Future of Marketing Series: How AI Will Create Massive Disruptions in the Agency Sector
From fee models to creative quality, AI is challenging agencies to evolve.
Last November, I wrote an article detailing five ways AI will create sea changes in the marketing sector. This is the first of a series of articles expanding on those themes.
AI is ideal for automating repeatable tasks, including those actions outsourced to marketing agencies. Many billable by-hour rote tasks performed by junior staffers will be replaced by more functional and precise AI automation, what some call task rabbits. These AI apps make tedious, time-consuming human work easier to execute.
Current AI point solutions— from writing assistants to video editors — aren't good enough yet to drive widespread disruption or agency displacement. Still, they are already saving time, creating new efficiencies, and increasing productivity. What happens when they become more functional with each passing AI model upgrade?

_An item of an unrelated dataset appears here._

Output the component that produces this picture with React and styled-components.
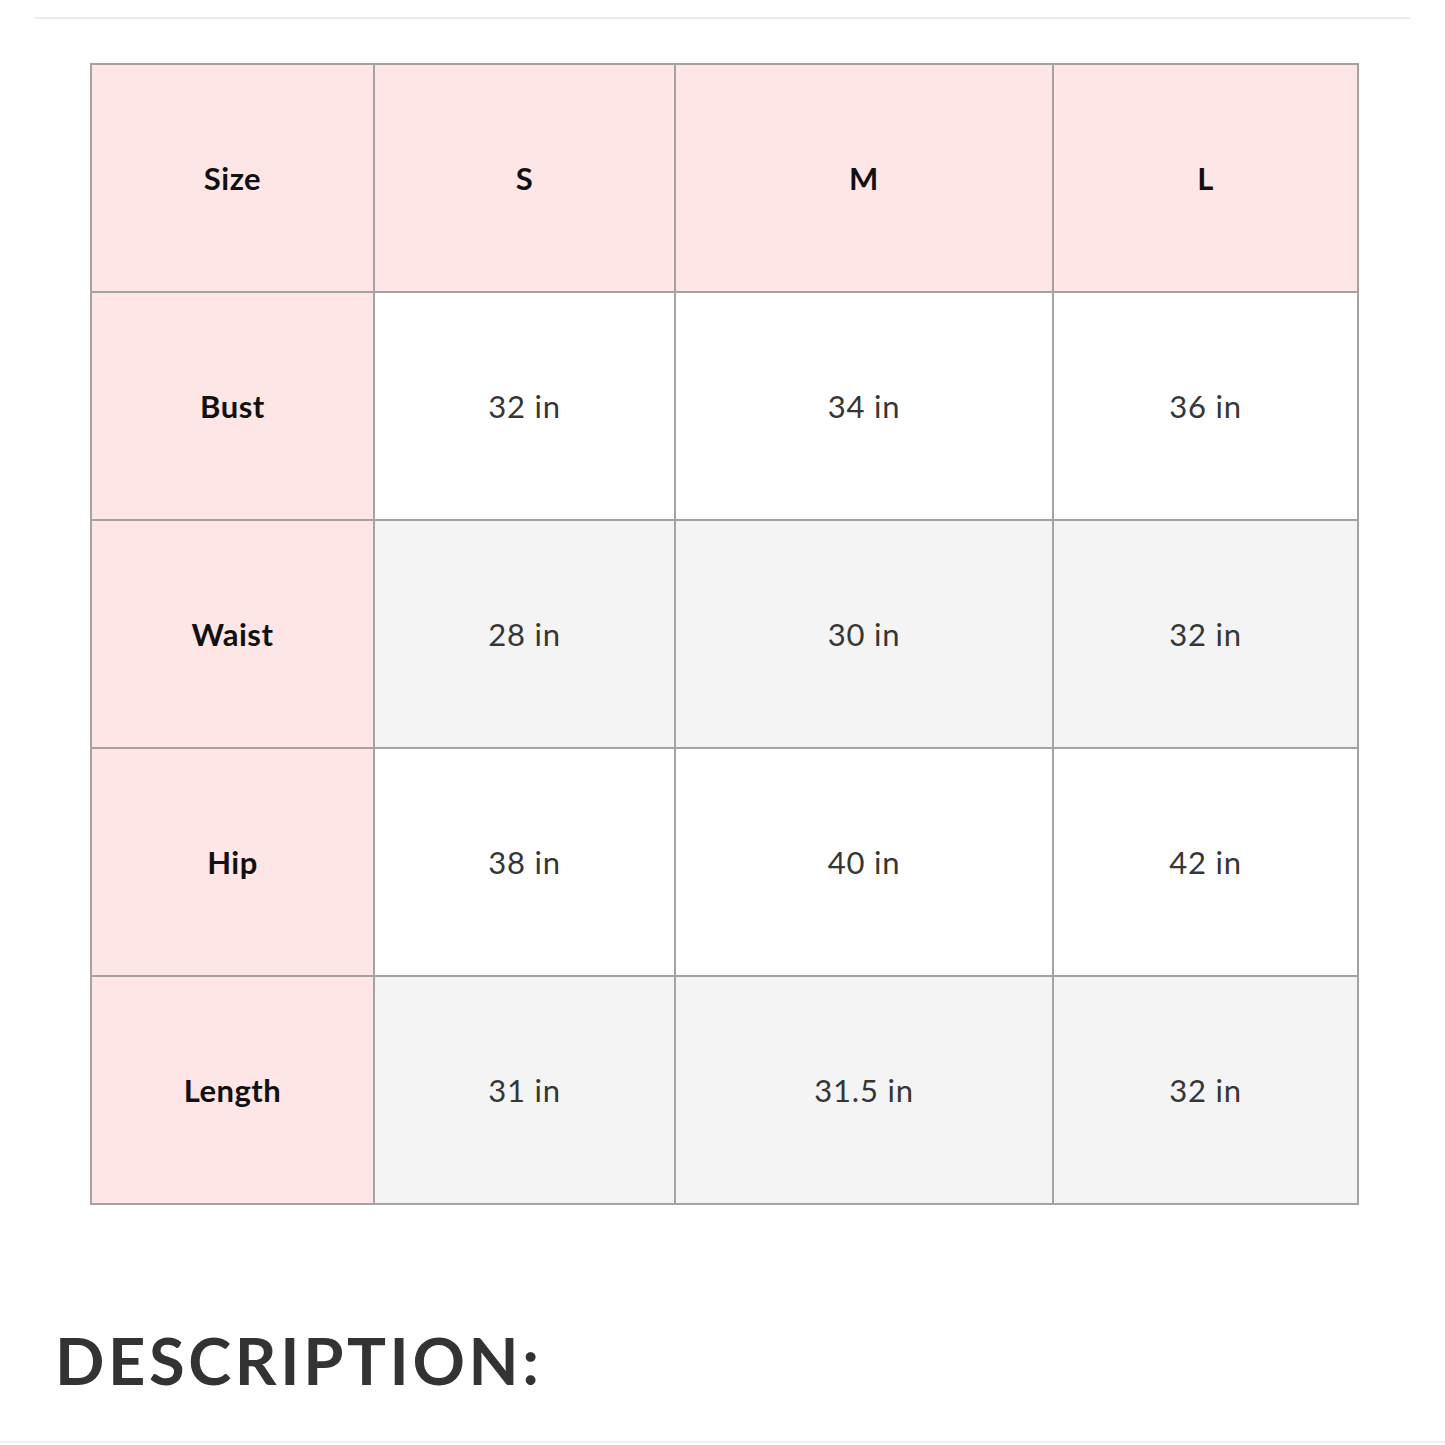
import React from 'react';
import styled, { createGlobalStyle } from 'styled-components';

const GlobalStyle = createGlobalStyle`
  html, body {
    margin: 0;
    padding: 0;
    background: #ffffff;
  }
  body {
    font-family: 'Lato', 'Open Sans', sans-serif;
  }
`;

// --- Styled Components ---

const Page = styled.div`
  width: 1445px;
  height: 1445px;
  overflow: hidden;
  padding-top: 17px;
  box-sizing: border-box;
`;

const Divider = styled.hr`
  margin: 0 35px 0 35px;
  border: none;
  height: 2px;
  background: #ebebeb;
`;

const TableWrap = styled.div`
  padding: 44px 0 0 90px;
`;

const ChartTable = styled.table`
  border-collapse: collapse;
  table-layout: fixed;
  width: 1267px;
  border: 2px solid #a3a3a3;
`;

const Cell = styled.td`
  height: 226px;
  padding: 0;
  text-align: center;
  vertical-align: middle;
  border: 2px solid #a3a3a3;
  font-size: 31px;
  background: ${({ $pink, $shade }) => ($pink ? '#fee6e6' : $shade ? '#f4f4f4' : '#ffffff')};
  color: ${({ $label }) => ($label ? '#111111' : '#363636')};
  font-weight: ${({ $label }) => ($label ? 700 : 400)};
  letter-spacing: ${({ $label }) => ($label ? '0.5px' : '0.8px')};
`;

const Heading = styled.h2`
  margin: 123px 0 0 55px;
  font-family: 'Lato', sans-serif;
  font-weight: 700;
  font-size: 65px;
  letter-spacing: 3.6px;
  color: #333333;
  line-height: 1;
`;

const BottomLine = styled.div`
  margin-top: 48px;
  height: 2px;
  background: #f0f0f0;
`;

const sizes = ['S', 'M', 'L'];
const widths = [283, 301, 378, 305];

const rows = [
  { name: 'Bust', values: ['32 in', '34 in', '36 in'] },
  { name: 'Waist', values: ['28 in', '30 in', '32 in'] },
  { name: 'Hip', values: ['38 in', '40 in', '42 in'] },
  { name: 'Length', values: ['31 in', '31.5 in', '32 in'] },
];

const App = () => {
  return (
    <Page>
      <GlobalStyle />
      <Divider />
      <TableWrap>
        <ChartTable>
          <colgroup>
            {widths.map((w, i) => (
              <col key={i} style={{ width: w }} />
            ))}
          </colgroup>
          <thead>
            <tr>
              <Cell as="th" $pink $label>Size</Cell>
              {sizes.map((s) => (
                <Cell as="th" key={s} $pink $label>{s}</Cell>
              ))}
            </tr>
          </thead>
          <tbody>
            {rows.map((row, i) => (
              <tr key={row.name}>
                <Cell $pink $label>{row.name}</Cell>
                {row.values.map((v, j) => (
                  <Cell key={j} $shade={i % 2 === 1}>{v}</Cell>
                ))}
              </tr>
            ))}
          </tbody>
        </ChartTable>
      </TableWrap>
      <Heading>DESCRIPTION:</Heading>
      <BottomLine />
    </Page>
  );
};

export default App;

While current AI solutions may not cause major disruptions, rapid improvements in AI functionality and capability will likely change within a year or two. Writing assistants, video production tools, graphic design apps, and other AI systems will advance to match or exceed human creators' output quality in many routine marketing tasks.

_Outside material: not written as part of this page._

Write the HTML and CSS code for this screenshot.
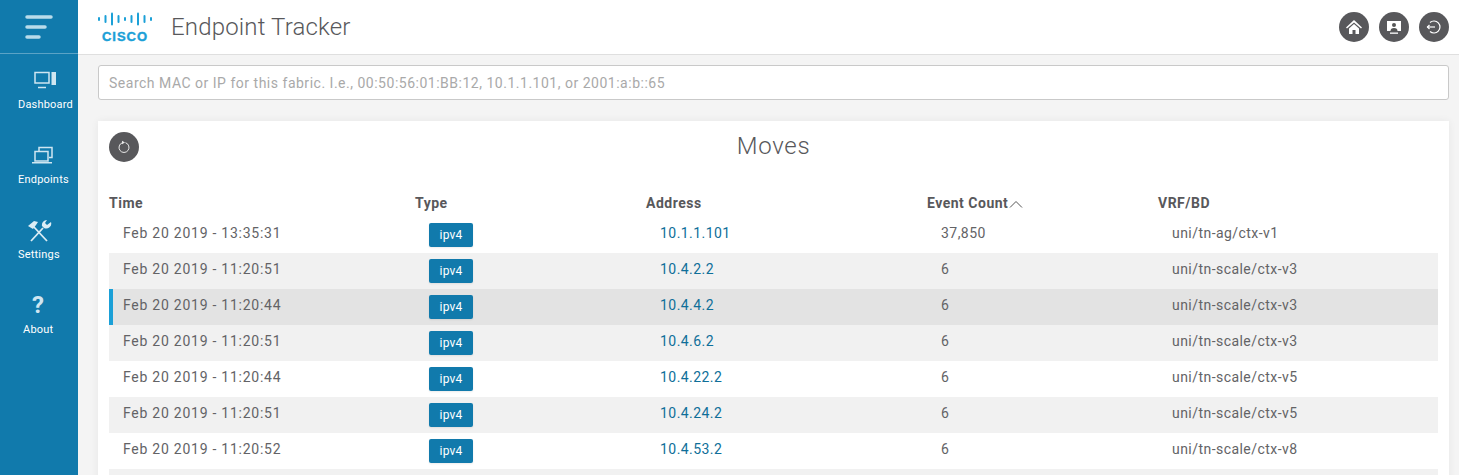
FILE: index.html
```html
<!DOCTYPE html>
<html>
	<head>
	<title>Endpoint Tracker</title>
	<link rel="stylesheet" href="styles.css">
	</head>
	<body>
		<div class="app">
			<div class="sidebar">
				<div class="toggle">
					<svg width="28" height="26" viewBox="0 0 28 26"><g stroke="#b9dbea" stroke-width="3.500" stroke-linecap="round"><line x1="2" y1="3" x2="26" y2="3"/><line x1="2" y1="13" x2="20" y2="13"/><line x1="2" y1="23" x2="14" y2="23"/></g></svg>
				</div>
				<div class="nav_item">
					<svg class="nav_icon" width="26" height="22" viewBox="0 0 26 22"><g fill="none" stroke="#cfe6f1" stroke-width="1.500"><rect x="2" y="2.500" width="14" height="10.500"/><line x1="5" y1="17.500" x2="13" y2="17.500"/></g><rect x="18.500" y="2" width="4.500" height="13" fill="#cfe6f1"/></svg>
					<span>Dashboard</span>
				</div>
				<div class="nav_item">
					<svg class="nav_icon" width="26" height="22" viewBox="0 0 26 22"><g fill="none" stroke="#cfe6f1" stroke-width="1.500"><path d="M9 6V2.500h13v10h-3"/><rect x="5" y="6.500" width="13" height="9.500"/></g><path d="M2 17h20v1.500H2z" fill="#cfe6f1"/></svg>
					<span>Endpoints</span>
				</div>
				<div class="nav_item">
					<svg class="nav_icon" width="26" height="24" viewBox="0 0 26 24"><g fill="none" stroke="#dcedf5" stroke-width="1.800"><line x1="7" y1="7" x2="21" y2="22"/><line x1="17" y1="9" x2="5" y2="22"/></g><path d="M2 7l6-5 4 1-2 3-3 4z" fill="#dcedf5"/><path d="M25 3a5 5 0 0 1-7 6l-2-2a5 5 0 0 1 5-6l-2 3 2 2z" fill="#dcedf5"/></svg>
					<span>Settings</span>
				</div>
				<div class="nav_item nav_about">
					<span class="nav_help">?</span>
					<span>About</span>
				</div>
			</div>
			<div class="main">
				<div class="header">
					<svg class="logo" width="54" height="34" viewBox="0 0 54 34"><g fill="#1ba0d7"><rect x="0" y="7" width="2" height="4" rx="1"/><rect x="6.500" y="5" width="2" height="8" rx="1"/><rect x="13" y="2.500" width="2" height="13" rx="1"/><rect x="19.500" y="5" width="2" height="8" rx="1"/><rect x="26" y="7" width="2" height="4" rx="1"/><rect x="32.500" y="5" width="2" height="8" rx="1"/><rect x="39" y="2.500" width="2" height="13" rx="1"/><rect x="45.500" y="5" width="2" height="8" rx="1"/><rect x="52" y="7" width="2" height="4" rx="1"/></g><text x="27" y="31" text-anchor="middle" class="logo_text">CISCO</text></svg>
					<div class="app_title">Endpoint Tracker</div>
					<div class="header_buttons">
						<div class="round_btn"><svg width="18" height="18" viewBox="0 0 18 18"><path d="M9 2L1 9.500l1 1L9 4.500l7 6 1-1z" fill="#fff"/><path d="M4 10.500L9 6l5 4.500V16h-3.500v-4h-3v4H4z" fill="#fff"/></svg></div>
						<div class="round_btn"><svg width="18" height="18" viewBox="0 0 18 18"><path d="M2 3h14v10H2z" fill="#fff"/><circle cx="9" cy="7" r="2" fill="#555"/><path d="M5.500 13a3.500 3 0 0 1 7 0z" fill="#555"/><rect x="5" y="14.500" width="8" height="1.300" fill="#fff"/></svg></div>
						<div class="round_btn"><svg width="18" height="18" viewBox="0 0 18 18"><g fill="none" stroke="#fff" stroke-width="1.200"><path d="M5 4.500a6 6 0 1 1 0 9"/><line x1="2" y1="9" x2="10" y2="9"/><path d="M4.500 7L2.500 9l2 2"/></g></svg></div>
					</div>
				</div>
				<div class="content">
					<input class="search" type="text" placeholder="Search MAC or IP for this fabric. I.e., 00:50:56:01:BB:12, 10.1.1.101, or 2001:a:b::65">
					<div class="card">
						<div class="card_head">
							<div class="round_btn"><svg width="18" height="18" viewBox="0 0 18 18"><g fill="none" stroke="#e8e8e8" stroke-width="1"><path d="M7.500 4.700a5 5 0 1 0 3 0"/></g><path d="M7 2.700l3 1.800-3 1.800z" fill="#e8e8e8"/></svg></div>
							<h1 class="card_title">Moves</h1>
						</div>
						<div class="row row_head">
							<div>Time</div>
							<div>Type</div>
							<div>Address</div>
							<div class="sorted">Event Count<svg width="14" height="8" viewBox="0 0 14 8"><path d="M1 7.500l6-6 6 6" fill="none" stroke="#555" stroke-width="1"/></svg></div>
							<div>VRF/BD</div>
						</div>
						<div class="row">
							<div class="cell time">Feb 20 2019 - 13:35:31</div>
							<div class="cell"><span class="badge">ipv4</span></div>
							<div class="cell"><a class="addr">10.1.1.101</a></div>
							<div class="cell">37,850</div>
							<div class="cell">uni/tn-ag/ctx-v1</div>
						</div>
						<div class="row odd">
							<div class="cell time">Feb 20 2019 - 11:20:51</div>
							<div class="cell"><span class="badge">ipv4</span></div>
							<div class="cell"><a class="addr">10.4.2.2</a></div>
							<div class="cell">6</div>
							<div class="cell">uni/tn-scale/ctx-v3</div>
						</div>
						<div class="row selected">
							<div class="cell time">Feb 20 2019 - 11:20:44</div>
							<div class="cell"><span class="badge">ipv4</span></div>
							<div class="cell"><a class="addr">10.4.4.2</a></div>
							<div class="cell">6</div>
							<div class="cell">uni/tn-scale/ctx-v3</div>
						</div>
						<div class="row odd">
							<div class="cell time">Feb 20 2019 - 11:20:51</div>
							<div class="cell"><span class="badge">ipv4</span></div>
							<div class="cell"><a class="addr">10.4.6.2</a></div>
							<div class="cell">6</div>
							<div class="cell">uni/tn-scale/ctx-v3</div>
						</div>
						<div class="row">
							<div class="cell time">Feb 20 2019 - 11:20:44</div>
							<div class="cell"><span class="badge">ipv4</span></div>
							<div class="cell"><a class="addr">10.4.22.2</a></div>
							<div class="cell">6</div>
							<div class="cell">uni/tn-scale/ctx-v5</div>
						</div>
						<div class="row odd">
							<div class="cell time">Feb 20 2019 - 11:20:51</div>
							<div class="cell"><span class="badge">ipv4</span></div>
							<div class="cell"><a class="addr">10.4.24.2</a></div>
							<div class="cell">6</div>
							<div class="cell">uni/tn-scale/ctx-v5</div>
						</div>
						<div class="row">
							<div class="cell time">Feb 20 2019 - 11:20:52</div>
							<div class="cell"><span class="badge">ipv4</span></div>
							<div class="cell"><a class="addr">10.4.53.2</a></div>
							<div class="cell">6</div>
							<div class="cell">uni/tn-scale/ctx-v8</div>
						</div>
						<div class="row odd"></div>
					</div>
				</div>
			</div>
		</div>
	</body>
</html>
```

FILE: styles.css
```css
html, body {
	margin: 0px;
	width: 100%;
	height: 100%;
	overflow: hidden;
	font-family: Roboto, "Liberation Sans", sans-serif;
	color: #636366;
}

.app {
	display: flex;
	height: 100%;
}

.sidebar {
	flex: 0 0 78px;
	background: #117aac;
	color: #fff;
	font-size: 11px;
}

.toggle {
	height: 53px;
	border-bottom: 1px solid #5ba3c6;
	display: flex;
	align-items: center;
	justify-content: center;
}

.nav_item {
	height: 75px;
	width: fit-content;
	box-sizing: border-box;
	margin-left: 18px;
	padding-top: 15px;
	display: flex;
	flex-direction: column;
	align-items: center;
	letter-spacing: .2px;
}

.nav_about {
	margin-left: 23px;
}

.nav_icon {
	height: 24px;
	margin-bottom: 5px;
}

.nav_help {
	height: 24px;
	margin-bottom: 5px;
	font-size: 24px;
	line-height: 22px;
	font-weight: 700;
	color: #cfe6f1;
}

.main {
	flex: 1;
	min-width: 0;
	background: #f4f4f4;
	overflow: hidden;
}

.header {
	height: 54px;
	background: #fff;
	border-bottom: 1px solid #dfdfdf;
	box-sizing: content-box;
	display: flex;
	align-items: center;
	padding: 0 10px 0 20px;
}

.logo {
	margin-right: 19px;
}

.logo_text {
	font-family: "Liberation Sans", sans-serif;
	font-size: 13px;
	font-weight: 700;
	letter-spacing: 1px;
	fill: #1ba0d7;
	stroke: #1ba0d7;
	stroke-width: .4px;
}

.app_title {
	font-size: 24px;
	font-weight: 300;
	letter-spacing: .16px;
	color: #58585b;
}

.header_buttons {
	margin-left: auto;
	display: flex;
	gap: 10px;
}

.round_btn {
	width: 30px;
	height: 30px;
	border-radius: 50%;
	background: #58585b;
	display: flex;
	align-items: center;
	justify-content: center;
}

.content {
	padding: 10px 10px 0 20px;
}

.search {
	display: block;
	width: 100%;
	height: 35px;
	box-sizing: border-box;
	border: 1px solid #c9c9c9;
	border-radius: 3px;
	background: #fff;
	padding: 0 10px;
	margin-bottom: 21px;
	font-family: inherit;
	font-size: 14px;
	letter-spacing: .51px;
	outline: none;
}

.search::placeholder {
	color: #a9a9a9;
}

.card {
	background: #fff;
	padding: 11px 11px 0 11px;
	box-shadow: 0 0 8px rgba(0,0,0,.06);
}

.card_head {
	display: grid;
	grid-template-columns: 1fr auto 1fr;
	height: 62px;
}

.card_title {
	grid-column: 2;
	grid-row: 1;
	margin: 0;
	font-size: 24px;
	font-weight: 300;
	line-height: 28px;
	letter-spacing: .7px;
	color: #58585b;
}

.round_btn:first-child {
	grid-column: 1;
	grid-row: 1;
}

.row {
	display: grid;
	grid-template-columns: 306px 231px 281px 231px 1fr;
	height: 36px;
	box-sizing: border-box;
	font-size: 14px;
	letter-spacing: .45px;
}

.row_head {
	height: 23px;
	font-weight: 700;
	letter-spacing: .5px;
	line-height: 18px;
	color: #58585b;
}

.sorted svg {
	margin-left: 1px;
}

.odd {
	background: #f1f1f1;
}

.selected {
	background: #e3e3e3;
	box-shadow: inset 4px 0 0 #1ba0d7;
}

.cell {
	padding: 6px 0 0 14px;
	line-height: 20px;
}

.time {
	letter-spacing: .75px;
}

.badge {
	display: block;
	width: 44px;
	height: 24px;
	border-radius: 2px;
	background: #117aac;
	color: #fff;
	font-size: 12px;
	line-height: 25px;
	text-align: center;
	letter-spacing: .2px;
	box-shadow: 0 1px 2px rgba(0,0,0,.08);
}

.addr {
	color: #0f6f99;
}
```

Corporate Marketing Comes to Understand Cost Per Action
As AI evolves, corporate marketing teams will embrace AI tools to generate content, design assets, and execute campaigns with increasing efficiency, consistency, and measurability. A catalyzing result is knowing how AI can save time and costs on different marketing actions, including those outsourced to agency partners.

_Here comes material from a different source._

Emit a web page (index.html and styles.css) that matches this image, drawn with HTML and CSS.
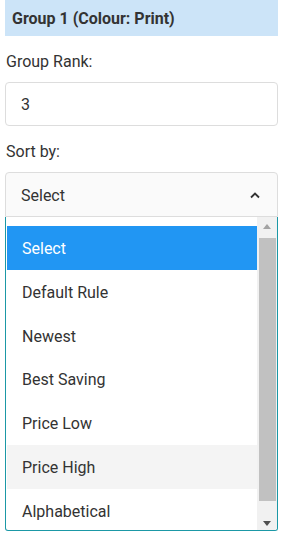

Further, marketing leadership will know agencies can deliver more than their old, somewhat vague retainer commitments. They will also ask how AI can generate more measurable and specific outputs and reduce costs. Agencies are often a target for cost-cutting initiatives. AI presents new opportunities to reduce costs and hasten marketing productivity in every function across the department, including the creative, digital, go-to-market, and communications functions agencies often provide. The severe cost control mechanisms facing CMOs add to the pressure to reduce unnecessary overhead at every opportunity.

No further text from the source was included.